Leave out the pictures and repeat the rest of the material exactly.
--- start Provided data ---
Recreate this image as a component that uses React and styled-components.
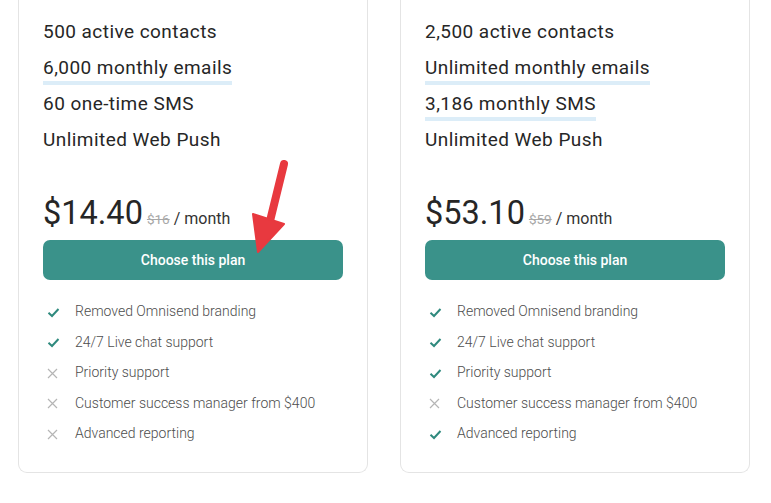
import React from "react";
import styled, { createGlobalStyle } from "styled-components";

const Global = createGlobalStyle`
  body {
    margin: 0;
    background: #ffffff;
    font-family: Roboto, "Noto Sans", Arial, sans-serif;
  }
`;

const Page = styled.div`
  position: relative;
  display: flex;
  gap: 32px;
  padding: 0 0 0 18px;
  width: 771px;
  height: 503px;
  box-sizing: border-box;
`;

const Card = styled.div`
  width: 350px;
  height: 473px;
  box-sizing: border-box;
  border: 1px solid #e4e4e4;
  border-top: none;
  border-radius: 0 0 9px 9px;
  padding: 14px 24px 0 24px;
  display: flex;
  flex-direction: column;
`;

const Limits = styled.div`
  display: flex;
  flex-direction: column;
`;

const Limit = styled.div`
  height: 36px;
  line-height: 36px;
  font-size: 19px;
  letter-spacing: 0.45px;
  color: #262626;
`;

const Marked = styled.span`
  display: inline-block;
  line-height: 22px;
  padding-bottom: 2px;
  border-bottom: 4px solid #dcedf8;
`;

const PriceRow = styled.div`
  display: flex;
  align-items: baseline;
  margin-top: 36px;
  height: 46px;
  color: #262626;
`;

const Price = styled.span`
  font-size: 32.5px;
  margin-right: 4px;
`;

const OldPrice = styled.span`
  font-size: 13.5px;
  color: #a8a8a8;
  text-decoration: line-through;
  margin-right: 4px;
`;

const Period = styled.span`
  font-size: 16px;
  color: #333;
`;

const Button = styled.div`
  height: 40px;
  width: 300px;
  border-radius: 7px;
  background: #3a928a;
  color: #ffffff;
  font-size: 14px;
  font-weight: 500;
  display: flex;
  align-items: center;
  justify-content: center;
`;

const Features = styled.ul`
  list-style: none;
  margin: 16px 0 0 0;
  padding: 0 0 0 4px;
`;

const Feature = styled.li`
  display: flex;
  align-items: center;
  height: 30.5px;
  font-size: 14px;
  font-weight: 300;
  color: #4d4d4d;
`;

const IconBox = styled.span`
  width: 28px;
  display: flex;
  align-items: center;
  padding-top: 2px;
`;

const Arrow = styled.svg`
  position: absolute;
  left: 245px;
  top: 155px;
`;

const Check = () => (
  <svg width="13" height="11" viewBox="0 0 13 11">
    <path d="M1.5 5.8 L5 9 L11.5 2" fill="none" stroke="#2f8a7e" strokeWidth="2" />
  </svg>
);

const Cross = () => (
  <svg width="11" height="11" viewBox="0 0 11 11">
    <path d="M1 1 L10 10 M10 1 L1 10" fill="none" stroke="#b5b5b5" strokeWidth="1.2" />
  </svg>
);

const plans = [
  {
    limits: [
      { text: "500 active contacts" },
      { text: "6,000 monthly emails", mark: true },
      { text: "60 one-time SMS" },
      { text: "Unlimited Web Push" },
    ],
    price: "$14.40",
    old: "$16",
    features: [
      ["Removed Omnisend branding", true],
      ["24/7 Live chat support", true],
      ["Priority support", false],
      ["Customer success manager from $400", false],
      ["Advanced reporting", false],
    ],
  },
  {
    limits: [
      { text: "2,500 active contacts" },
      { text: "Unlimited monthly emails", mark: true },
      { text: "3,186 monthly SMS", mark: true },
      { text: "Unlimited Web Push" },
    ],
    price: "$53.10",
    old: "$59",
    features: [
      ["Removed Omnisend branding", true],
      ["24/7 Live chat support", true],
      ["Priority support", true],
      ["Customer success manager from $400", false],
      ["Advanced reporting", true],
    ],
  },
];

const App = () => {
  return (
    <Page>
      <Global />
      {plans.map((plan, i) => (
        <Card key={i}>
          <Limits>
            {plan.limits.map(l => (
              <Limit key={l.text}>
                {l.mark ? <Marked>{l.text}</Marked> : l.text}
              </Limit>
            ))}
          </Limits>
          <PriceRow>
            <Price>{plan.price}</Price>
            <OldPrice>{plan.old}</OldPrice>
            <Period>/ month</Period>
          </PriceRow>
          <Button>Choose this plan</Button>
          <Features>
            {plan.features.map(([text, on]) => (
              <Feature key={text}>
                <IconBox>{on ? <Check /> : <Cross />}</IconBox>
                {text}
              </Feature>
            ))}
          </Features>
        </Card>
      ))}
      <Arrow width="60" height="105" viewBox="0 0 60 105">
        <path d="M39 9 L25 66" stroke="#e8393f" strokeWidth="8" strokeLinecap="round" fill="none" />
        <path d="M8 59 L39 69 L13 97 Z" fill="#e8393f" stroke="#e8393f" strokeWidth="2" strokeLinejoin="round" />
      </Arrow>
    </Page>
  );
};

export default App;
--- end Provided data ---
=== Expected answer ===
Recreate this image as a component that uses React and styled-components.
import React from "react";
import styled, { createGlobalStyle } from "styled-components";

const Global = createGlobalStyle`
  body {
    margin: 0;
    background: #ffffff;
    font-family: Roboto, "Noto Sans", Arial, sans-serif;
  }
`;

const Page = styled.div`
  position: relative;
  display: flex;
  gap: 32px;
  padding: 0 0 0 18px;
  width: 771px;
  height: 503px;
  box-sizing: border-box;
`;

const Card = styled.div`
  width: 350px;
  height: 473px;
  box-sizing: border-box;
  border: 1px solid #e4e4e4;
  border-top: none;
  border-radius: 0 0 9px 9px;
  padding: 14px 24px 0 24px;
  display: flex;
  flex-direction: column;
`;

const Limits = styled.div`
  display: flex;
  flex-direction: column;
`;

const Limit = styled.div`
  height: 36px;
  line-height: 36px;
  font-size: 19px;
  letter-spacing: 0.45px;
  color: #262626;
`;

const Marked = styled.span`
  display: inline-block;
  line-height: 22px;
  padding-bottom: 2px;
  border-bottom: 4px solid #dcedf8;
`;

const PriceRow = styled.div`
  display: flex;
  align-items: baseline;
  margin-top: 36px;
  height: 46px;
  color: #262626;
`;

const Price = styled.span`
  font-size: 32.5px;
  margin-right: 4px;
`;

const OldPrice = styled.span`
  font-size: 13.5px;
  color: #a8a8a8;
  text-decoration: line-through;
  margin-right: 4px;
`;

const Period = styled.span`
  font-size: 16px;
  color: #333;
`;

const Button = styled.div`
  height: 40px;
  width: 300px;
  border-radius: 7px;
  background: #3a928a;
  color: #ffffff;
  font-size: 14px;
  font-weight: 500;
  display: flex;
  align-items: center;
  justify-content: center;
`;

const Features = styled.ul`
  list-style: none;
  margin: 16px 0 0 0;
  padding: 0 0 0 4px;
`;

const Feature = styled.li`
  display: flex;
  align-items: center;
  height: 30.5px;
  font-size: 14px;
  font-weight: 300;
  color: #4d4d4d;
`;

const IconBox = styled.span`
  width: 28px;
  display: flex;
  align-items: center;
  padding-top: 2px;
`;

const Arrow = styled.svg`
  position: absolute;
  left: 245px;
  top: 155px;
`;

const Check = () => (
  <svg width="13" height="11" viewBox="0 0 13 11">
    <path d="M1.5 5.8 L5 9 L11.5 2" fill="none" stroke="#2f8a7e" strokeWidth="2" />
  </svg>
);

const Cross = () => (
  <svg width="11" height="11" viewBox="0 0 11 11">
    <path d="M1 1 L10 10 M10 1 L1 10" fill="none" stroke="#b5b5b5" strokeWidth="1.2" />
  </svg>
);

const plans = [
  {
    limits: [
      { text: "500 active contacts" },
      { text: "6,000 monthly emails", mark: true },
      { text: "60 one-time SMS" },
      { text: "Unlimited Web Push" },
    ],
    price: "$14.40",
    old: "$16",
    features: [
      ["Removed Omnisend branding", true],
      ["24/7 Live chat support", true],
      ["Priority support", false],
      ["Customer success manager from $400", false],
      ["Advanced reporting", false],
    ],
  },
  {
    limits: [
      { text: "2,500 active contacts" },
      { text: "Unlimited monthly emails", mark: true },
      { text: "3,186 monthly SMS", mark: true },
      { text: "Unlimited Web Push" },
    ],
    price: "$53.10",
    old: "$59",
    features: [
      ["Removed Omnisend branding", true],
      ["24/7 Live chat support", true],
      ["Priority support", true],
      ["Customer success manager from $400", false],
      ["Advanced reporting", true],
    ],
  },
];

const App = () => {
  return (
    <Page>
      <Global />
      {plans.map((plan, i) => (
        <Card key={i}>
          <Limits>
            {plan.limits.map(l => (
              <Limit key={l.text}>
                {l.mark ? <Marked>{l.text}</Marked> : l.text}
              </Limit>
            ))}
          </Limits>
          <PriceRow>
            <Price>{plan.price}</Price>
            <OldPrice>{plan.old}</OldPrice>
            <Period>/ month</Period>
          </PriceRow>
          <Button>Choose this plan</Button>
          <Features>
            {plan.features.map(([text, on]) => (
              <Feature key={text}>
                <IconBox>{on ? <Check /> : <Cross />}</IconBox>
                {text}
              </Feature>
            ))}
          </Features>
        </Card>
      ))}
      <Arrow width="60" height="105" viewBox="0 0 60 105">
        <path d="M39 9 L25 66" stroke="#e8393f" strokeWidth="8" strokeLinecap="round" fill="none" />
        <path d="M8 59 L39 69 L13 97 Z" fill="#e8393f" stroke="#e8393f" strokeWidth="2" strokeLinejoin="round" />
      </Arrow>
    </Page>
  );
};

export default App;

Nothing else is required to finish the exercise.